---------- MATERIAL

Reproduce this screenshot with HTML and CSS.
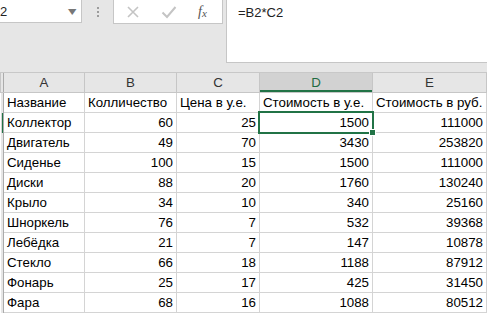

--------------------
---------- MATERIAL

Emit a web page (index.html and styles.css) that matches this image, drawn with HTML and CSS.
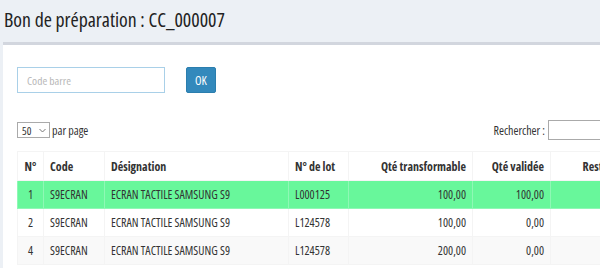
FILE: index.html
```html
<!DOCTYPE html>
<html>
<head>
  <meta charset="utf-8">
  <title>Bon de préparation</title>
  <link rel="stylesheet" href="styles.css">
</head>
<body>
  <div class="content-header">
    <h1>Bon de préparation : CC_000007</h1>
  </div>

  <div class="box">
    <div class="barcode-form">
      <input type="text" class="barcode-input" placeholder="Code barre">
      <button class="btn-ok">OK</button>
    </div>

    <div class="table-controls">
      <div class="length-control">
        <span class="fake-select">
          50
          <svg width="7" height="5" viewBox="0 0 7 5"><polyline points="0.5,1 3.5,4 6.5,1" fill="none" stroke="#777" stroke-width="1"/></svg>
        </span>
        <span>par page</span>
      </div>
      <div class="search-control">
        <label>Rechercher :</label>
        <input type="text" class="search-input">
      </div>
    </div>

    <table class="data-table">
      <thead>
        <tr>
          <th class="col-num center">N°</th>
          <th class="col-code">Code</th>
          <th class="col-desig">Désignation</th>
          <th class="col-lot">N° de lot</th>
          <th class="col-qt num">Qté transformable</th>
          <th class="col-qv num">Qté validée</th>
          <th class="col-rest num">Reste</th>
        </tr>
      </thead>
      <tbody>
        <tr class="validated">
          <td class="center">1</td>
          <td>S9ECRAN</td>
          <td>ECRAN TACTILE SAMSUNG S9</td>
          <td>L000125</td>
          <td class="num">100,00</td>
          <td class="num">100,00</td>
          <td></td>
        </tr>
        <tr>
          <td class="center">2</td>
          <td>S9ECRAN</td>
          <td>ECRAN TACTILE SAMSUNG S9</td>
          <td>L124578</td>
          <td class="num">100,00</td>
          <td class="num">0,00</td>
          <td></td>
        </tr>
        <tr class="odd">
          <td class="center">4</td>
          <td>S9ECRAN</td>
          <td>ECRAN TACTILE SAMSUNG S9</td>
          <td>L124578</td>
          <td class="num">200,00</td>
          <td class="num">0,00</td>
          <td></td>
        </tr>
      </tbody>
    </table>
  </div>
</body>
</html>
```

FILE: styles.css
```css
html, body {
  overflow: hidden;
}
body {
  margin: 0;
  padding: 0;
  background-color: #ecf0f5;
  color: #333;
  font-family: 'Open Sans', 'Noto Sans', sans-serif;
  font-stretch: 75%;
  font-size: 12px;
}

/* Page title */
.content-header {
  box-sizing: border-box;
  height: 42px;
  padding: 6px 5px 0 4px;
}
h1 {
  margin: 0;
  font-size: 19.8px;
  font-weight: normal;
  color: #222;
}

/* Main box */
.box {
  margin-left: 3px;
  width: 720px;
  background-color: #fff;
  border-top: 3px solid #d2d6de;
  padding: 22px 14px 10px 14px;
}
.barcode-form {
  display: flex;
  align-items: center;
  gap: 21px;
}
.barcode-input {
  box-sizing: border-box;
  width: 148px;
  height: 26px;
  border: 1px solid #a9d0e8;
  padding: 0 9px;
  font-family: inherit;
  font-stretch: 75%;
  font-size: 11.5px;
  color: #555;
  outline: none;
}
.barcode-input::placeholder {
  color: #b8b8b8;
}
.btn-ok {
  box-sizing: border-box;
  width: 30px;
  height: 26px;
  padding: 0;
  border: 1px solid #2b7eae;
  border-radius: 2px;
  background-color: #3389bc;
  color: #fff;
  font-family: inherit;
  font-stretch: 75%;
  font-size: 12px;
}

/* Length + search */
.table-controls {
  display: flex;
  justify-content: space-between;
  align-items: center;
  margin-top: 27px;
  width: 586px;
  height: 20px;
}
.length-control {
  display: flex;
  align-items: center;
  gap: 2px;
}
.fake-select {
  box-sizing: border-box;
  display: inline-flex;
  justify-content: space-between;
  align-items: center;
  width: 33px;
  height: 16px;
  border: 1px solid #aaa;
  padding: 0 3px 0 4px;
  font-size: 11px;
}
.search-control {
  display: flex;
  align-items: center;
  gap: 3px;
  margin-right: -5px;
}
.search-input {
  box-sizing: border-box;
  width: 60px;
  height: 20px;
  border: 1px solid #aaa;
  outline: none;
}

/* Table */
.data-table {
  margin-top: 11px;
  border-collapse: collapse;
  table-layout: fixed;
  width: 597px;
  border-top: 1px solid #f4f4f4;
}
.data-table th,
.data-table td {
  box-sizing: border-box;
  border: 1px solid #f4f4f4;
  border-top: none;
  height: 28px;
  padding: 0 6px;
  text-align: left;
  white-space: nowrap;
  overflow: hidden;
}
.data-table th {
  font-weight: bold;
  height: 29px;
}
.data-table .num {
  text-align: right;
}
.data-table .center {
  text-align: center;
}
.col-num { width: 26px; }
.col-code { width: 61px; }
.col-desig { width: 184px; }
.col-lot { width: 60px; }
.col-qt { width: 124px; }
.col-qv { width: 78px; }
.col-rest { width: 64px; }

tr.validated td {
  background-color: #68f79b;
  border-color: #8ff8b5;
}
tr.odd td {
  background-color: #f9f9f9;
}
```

--------------------
---------- MATERIAL

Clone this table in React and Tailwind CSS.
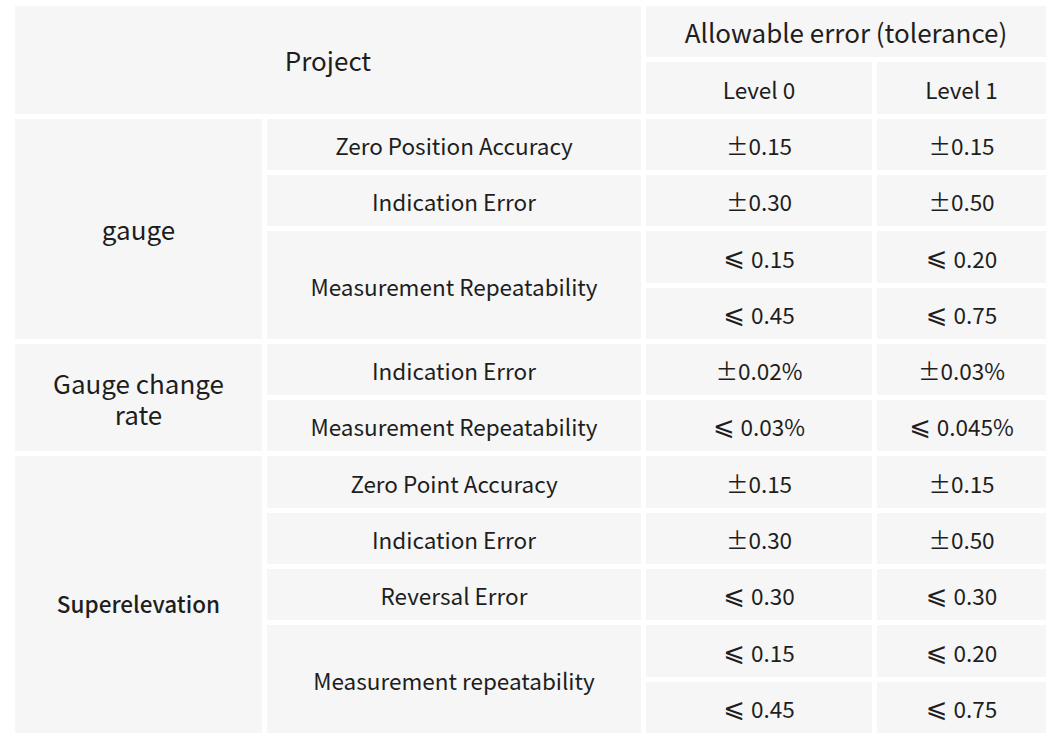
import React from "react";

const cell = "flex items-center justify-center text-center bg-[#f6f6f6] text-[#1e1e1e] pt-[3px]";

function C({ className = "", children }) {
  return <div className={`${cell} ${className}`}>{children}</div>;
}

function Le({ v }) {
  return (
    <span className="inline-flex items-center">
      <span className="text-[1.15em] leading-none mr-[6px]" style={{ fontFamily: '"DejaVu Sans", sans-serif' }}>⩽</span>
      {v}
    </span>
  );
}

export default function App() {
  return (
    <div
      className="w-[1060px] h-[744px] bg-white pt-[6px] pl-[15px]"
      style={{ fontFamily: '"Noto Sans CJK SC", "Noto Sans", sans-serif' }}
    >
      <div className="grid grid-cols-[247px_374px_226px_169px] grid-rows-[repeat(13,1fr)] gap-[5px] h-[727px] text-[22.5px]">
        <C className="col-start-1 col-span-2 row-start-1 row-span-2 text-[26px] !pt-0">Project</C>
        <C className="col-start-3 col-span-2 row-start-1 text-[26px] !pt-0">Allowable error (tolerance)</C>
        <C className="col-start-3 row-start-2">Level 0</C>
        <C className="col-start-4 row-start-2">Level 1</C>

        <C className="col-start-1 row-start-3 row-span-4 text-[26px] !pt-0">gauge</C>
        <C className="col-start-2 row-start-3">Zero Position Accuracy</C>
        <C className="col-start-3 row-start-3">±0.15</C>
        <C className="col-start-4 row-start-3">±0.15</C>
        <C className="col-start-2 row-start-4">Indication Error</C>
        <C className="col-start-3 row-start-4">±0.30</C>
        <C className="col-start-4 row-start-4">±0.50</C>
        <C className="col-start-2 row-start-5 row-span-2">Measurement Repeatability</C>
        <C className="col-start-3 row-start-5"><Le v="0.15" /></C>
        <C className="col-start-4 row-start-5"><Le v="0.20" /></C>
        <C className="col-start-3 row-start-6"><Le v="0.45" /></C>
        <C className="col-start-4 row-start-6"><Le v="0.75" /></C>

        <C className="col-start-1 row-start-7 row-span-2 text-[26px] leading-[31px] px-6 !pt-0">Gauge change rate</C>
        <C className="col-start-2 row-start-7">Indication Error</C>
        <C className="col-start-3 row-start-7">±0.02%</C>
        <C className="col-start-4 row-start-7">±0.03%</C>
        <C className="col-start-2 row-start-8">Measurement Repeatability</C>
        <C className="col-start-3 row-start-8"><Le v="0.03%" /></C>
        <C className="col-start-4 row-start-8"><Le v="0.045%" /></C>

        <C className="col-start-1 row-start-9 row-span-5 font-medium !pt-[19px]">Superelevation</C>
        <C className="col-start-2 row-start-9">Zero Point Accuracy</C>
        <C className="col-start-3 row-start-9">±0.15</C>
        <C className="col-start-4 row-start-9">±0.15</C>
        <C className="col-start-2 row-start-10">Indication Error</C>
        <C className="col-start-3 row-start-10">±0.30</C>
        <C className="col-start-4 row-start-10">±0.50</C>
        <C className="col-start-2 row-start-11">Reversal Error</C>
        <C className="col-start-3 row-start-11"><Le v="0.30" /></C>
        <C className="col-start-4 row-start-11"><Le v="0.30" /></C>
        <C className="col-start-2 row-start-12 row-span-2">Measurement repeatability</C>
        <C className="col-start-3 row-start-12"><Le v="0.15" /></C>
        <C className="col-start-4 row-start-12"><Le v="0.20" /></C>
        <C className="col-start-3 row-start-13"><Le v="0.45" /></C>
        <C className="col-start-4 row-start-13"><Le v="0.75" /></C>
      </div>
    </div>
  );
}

--------------------

[TO BE DONE]: Look through the data above. Each line containing the word "with" needs to be copied.

[OUTPUT OF THE TASK]:
Reproduce this screenshot with HTML and CSS.
Emit a web page (index.html and styles.css) that matches this image, drawn with HTML and CSS.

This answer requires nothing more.